It’s easy to believe in an absolute truth when standing in a crowd of those who believe the same thing.
When we are children we are taught in black and white, right and wrong, good and bad.
At some point we should grow up and start experiencing the potential truth of other values. In part, I am referring to value as it exists in art. Value is the lightness or darkness of tone or color. There is a whole lotta gray out there between the black and white.
If you spend all of your time in the same place you’ve always been…the coffeehouse, the workplace, the congregation of fellow believers, your neighborhood, your comfort zone…you are not challenged. Absolute truth is comfortable.
If you hear something over and over again, you’ll tend to start believing it. That happens in our childhood when we learn basic values from our parents…our family…our people.
Then we start venturing out into the world.
By high school, we are usually full-on challenging our formerly held “truths” – the truth of our parents.
I don’t believe that means we are always thinking for ourselves.
It often means that we are just taking on the beliefs of the crowd we are in.
I’m not saying that it’s wrong. As humans, we need others. It’s nature. It’s science. It’s who we are.
There can be safety in that crowd, that herd, that gang of like-minded individuals. Comfort even.
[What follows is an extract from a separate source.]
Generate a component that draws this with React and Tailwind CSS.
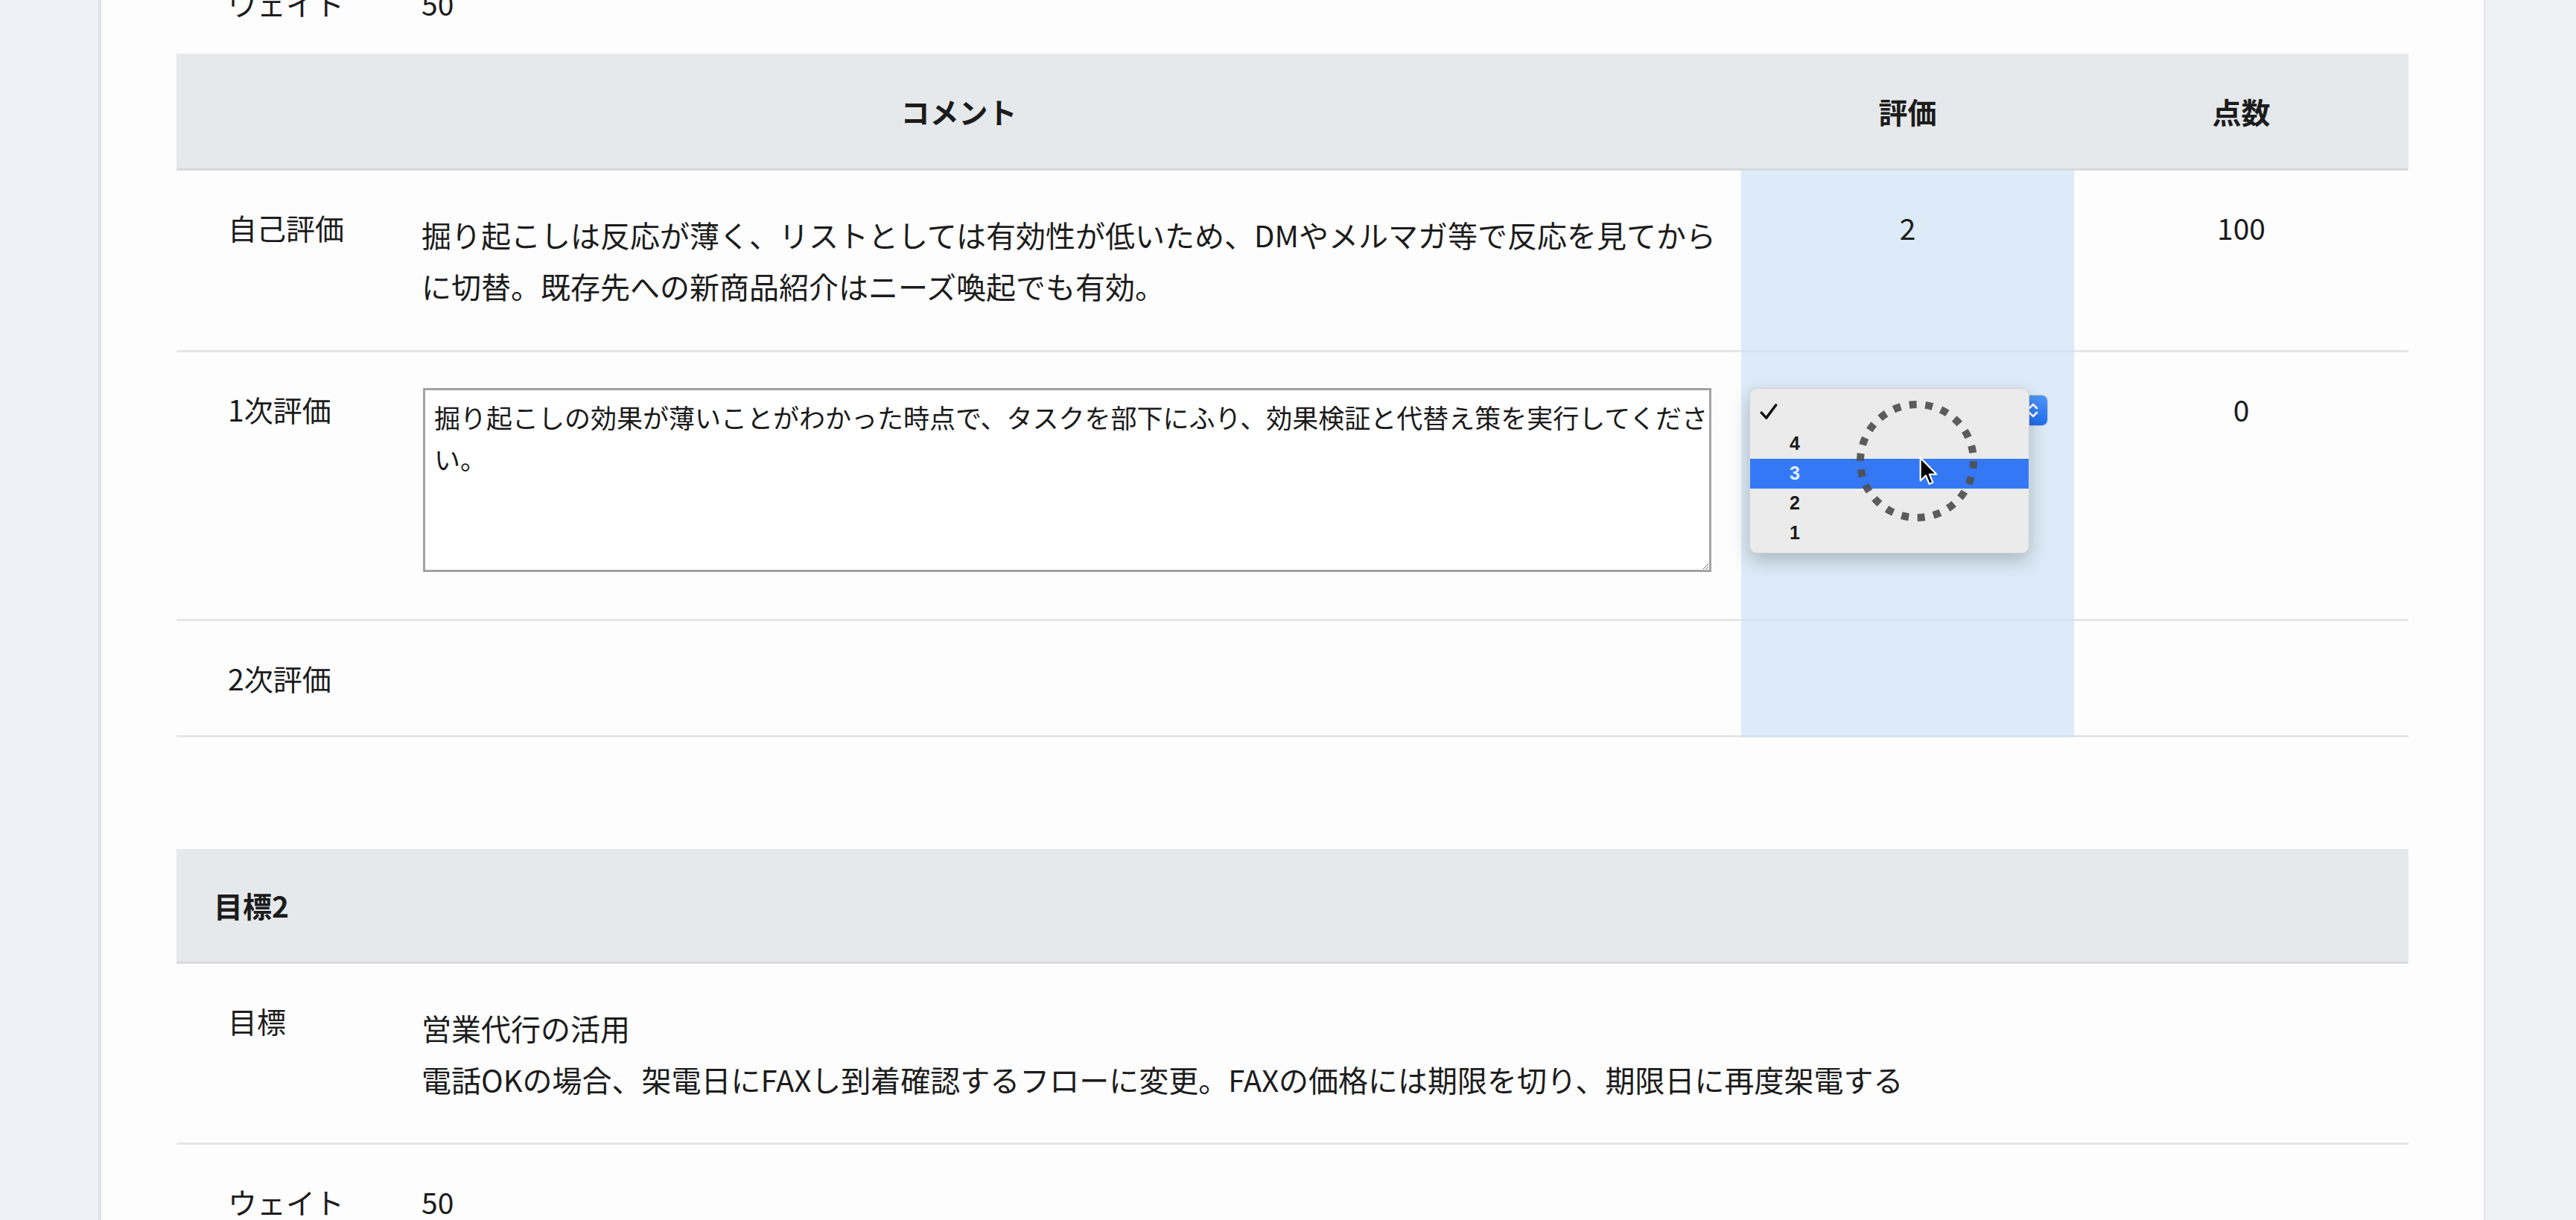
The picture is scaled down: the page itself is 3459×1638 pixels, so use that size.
import React from 'react';

// Evaluation sheet: comment table for goal 1 (with the open rating menu) and the start of goal 2.

const comment1 =
  '掘り起こしは反応が薄く、リストとしては有効性が低いため、DMやメルマガ等で反応を見てからに切替。既存先への新商品紹介はニーズ喚起でも有効。';
const comment2 =
  '掘り起こしの効果が薄いことがわかった時点で、タスクを部下にふり、効果検証と代替え策を実行してください。';

function CheckMark() {
  return (
    <svg className="-mt-[6px]" width="26" height="26" viewBox="0 0 24 24" fill="none" stroke="#111" strokeWidth="3.2" strokeLinecap="round" strokeLinejoin="round">
      <polyline points="3,13 9,19.5 21,3.5" />
    </svg>
  );
}

function MenuItem({ label, active, checked }) {
  return (
    <div className={active ? 'flex h-[40px] items-center bg-[#3478f6] text-[#e4efff]' : 'flex h-[40px] items-center text-[#1a1a1a]'}>
      <div className="flex w-[53px] items-center pl-[12px]">{checked && <CheckMark />}</div>
      <span>{label}</span>
    </div>
  );
}

function RatingSelect() {
  return (
    <div className="relative ml-[12px] mt-[5px] h-[42px] w-[400px]">
      {/* closed select underneath (only its blue arrow part peeks out) */}
      <div className="flex h-full w-full overflow-hidden rounded-[8px] border border-[#c6c6c6] bg-white">
        <div className="flex-1" />
        <div className="flex w-[38px] items-center justify-center bg-gradient-to-b from-[#4d95fb] to-[#1f6ef0]">
          <svg width="22" height="26" viewBox="0 0 22 26" fill="none" stroke="white" strokeWidth="2.6" strokeLinecap="round" strokeLinejoin="round">
            <path d="M6 10 L11 5 L16 10" />
            <path d="M6 16 L11 21 L16 16" />
          </svg>
        </div>
      </div>

      {/* open option list */}
      <div className="absolute left-[-1px] top-[-9px] h-[222px] w-[376px] rounded-[10px] border border-[#d3d3d3] bg-[#ebebeb] pt-[14px] font-['Liberation_Sans',sans-serif] text-[25px] font-bold shadow-[0_10px_26px_rgba(0,0,0,0.22)]">
        <MenuItem label="" checked />
        <MenuItem label="4" />
        <MenuItem label="3" active />
        <MenuItem label="2" />
        <MenuItem label="1" />

        {/* click indicator from the screen recorder */}
        <svg className="absolute left-[138px] top-[11px]" width="172" height="172" viewBox="0 0 172 172" fill="none">
          <circle cx="86" cy="86" r="76" stroke="#4f4f4f" strokeOpacity="0.92" strokeWidth="10" strokeDasharray="10 11.7" />
        </svg>
        <svg className="absolute left-[227px] top-[91px]" width="26" height="40" viewBox="0 0 24 37">
          <path d="M1.5 1.5 L1.5 30 L8.2 23.6 L12.6 34 L17 32.2 L12.7 22 L21.5 22 Z" fill="#000" stroke="#fff" strokeWidth="2" strokeLinejoin="round" />
        </svg>
      </div>
    </div>
  );
}

function CommentTable() {
  const line = 'border-b-[3px] border-[#e4e6e8]';
  const blue = 'bg-[#dcebf7] border-b-[3px] border-[#d4e3ef]';
  return (
    <div className="grid grid-cols-[329px_1772px_447px_449px]">
      {/* header */}
      <div className="col-span-2 flex h-[157px] items-center justify-center border-b-[3px] border-[#d6dadd] bg-[#e6e9ec] font-bold">コメント</div>
      <div className="flex h-[157px] items-center justify-center border-b-[3px] border-[#d6dadd] bg-[#e6e9ec] font-bold">評価</div>
      <div className="flex h-[157px] items-center justify-center border-b-[3px] border-[#d6dadd] bg-[#e6e9ec] font-bold">点数</div>

      {/* 自己評価 */}
      <div className={`pl-[69px] pt-[52px] leading-[49px] ${line}`}>自己評価</div>
      <div className={`pb-[51px] pr-[22px] pt-[52px] text-[40px] leading-[69px] ${line}`}>{comment1}</div>
      <div className={`pt-[52px] text-center leading-[49px] ${blue}`}>2</div>
      <div className={`pt-[52px] text-center leading-[49px] ${line}`}>100</div>

      {/* 1次評価 */}
      <div className={`pl-[69px] pt-[52px] leading-[49px] ${line}`}>1次評価</div>
      <div className={`pb-[63px] pt-[48px] ${line}`}>
        <textarea
          defaultValue={comment2}
          className="ml-[2px] block h-[247px] w-[1730px] border-[3px] border-[#a3a3a3] bg-white pl-[12px] pr-0 pt-[8px] font-['Noto_Sans_CJK_JP',sans-serif] text-[35px] leading-[56px] text-[#1a1a1a] outline-none"
        />
      </div>
      <div className={`relative z-10 pt-[52px] ${blue}`}>
        <RatingSelect />
      </div>
      <div className={`pt-[52px] text-center leading-[49px] ${line}`}>0</div>

      {/* 2次評価 */}
      <div className={`pb-[52px] pl-[69px] pt-[52px] leading-[49px] ${line}`}>2次評価</div>
      <div className={line} />
      <div className={blue} />
      <div className={line} />
    </div>
  );
}

function GoalTable() {
  const line = 'border-b-[3px] border-[#e4e6e8]';
  return (
    <div className="grid grid-cols-[329px_1fr]">
      <div className="col-span-2 flex h-[154px] items-center border-b-[3px] border-[#d6dadd] bg-[#e6e9ec] pl-[50px] font-bold">目標2</div>

      <div className={`pl-[69px] pt-[52px] leading-[49px] ${line}`}>目標</div>
      <div className={`pb-[50px] pt-[52px] text-[40px] leading-[69px] ${line}`}>
        <div>営業代行の活用</div>
        <div>電話OKの場合、架電日にFAXし到着確認するフローに変更。FAXの価格には期限を切り、期限日に再度架電する</div>
      </div>

      <div className={`pb-[52px] pl-[69px] pt-[52px] leading-[49px] ${line}`}>ウェイト</div>
      <div className={`pt-[52px] leading-[49px] ${line}`}>50</div>
    </div>
  );
}

export default function App() {
  return (
    <div className="flex h-[1638px] w-[3459px] overflow-hidden bg-[#eef2f5] font-['Noto_Sans_CJK_JP',sans-serif] text-[39px] text-[#1c1c1c]">
      <aside className="w-[136px] shrink-0 border-r-[4px] border-[#dfe3e7] bg-[#eef2f6]" />

      <main className="w-[3199px] shrink-0 bg-[#fdfdfd] px-[101px]">
        {/* tail of goal 1's weight row, scrolled mostly out of view */}
        <div className="h-[72px] overflow-hidden">
          <div className="-mt-[20px] grid grid-cols-[329px_1fr] leading-[49px]">
            <div className="pl-[69px]">ウェイト</div>
            <div>50</div>
          </div>
        </div>

        <CommentTable />

        <div className="mt-[150px]">
          <GoalTable />
        </div>
      </main>

      <aside className="flex-1 border-l-[3px] border-[#e6eaee] bg-[#eef2f5]" />
    </div>
  );
}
But there is even greater danger. Danger to those that are not in the “in crowd”.
In the next couple of days, if you look around you and find that you are in a crowd that believes in the same “truth” that you do…
Make sure that you have shone an intense light on the truth that you are espousing. Have you thought it through? Are your thoughts your own? Are those thoughts comfortable? Are you challenging and redefining that truth? Do you feel the need to “defend” it? Are you comfortable and safe?
If you consider yourself a champion of the oppressed, the different, the marginalized, does your protection apply to all people who believe differently than you? Does everyone matter? Did you decide who was worthy of your efforts or was it a group decision that you threw your hat in with?
It’s not brave to stand in a crowd and defend your “truth” in the safety of numbers. A majority of voices doesn’t define what is true or good or right.
Truth is not found in argument, in protest, in noise, in conflict, in chaos, in darkness.
Truth is when you are alone, in contemplation, in intelligent thought, in light…
Make your voice known.
Share your truth.
Make the world a better place.
Recognize that truth, as you understand it may differ from the belief of the person standing next to you.
Rejoice and be glad that you are able to stand next to and with someone that you do not agree with.
That is freedom.
That is these United States of America.
I’m so glad that we can stand next to each other!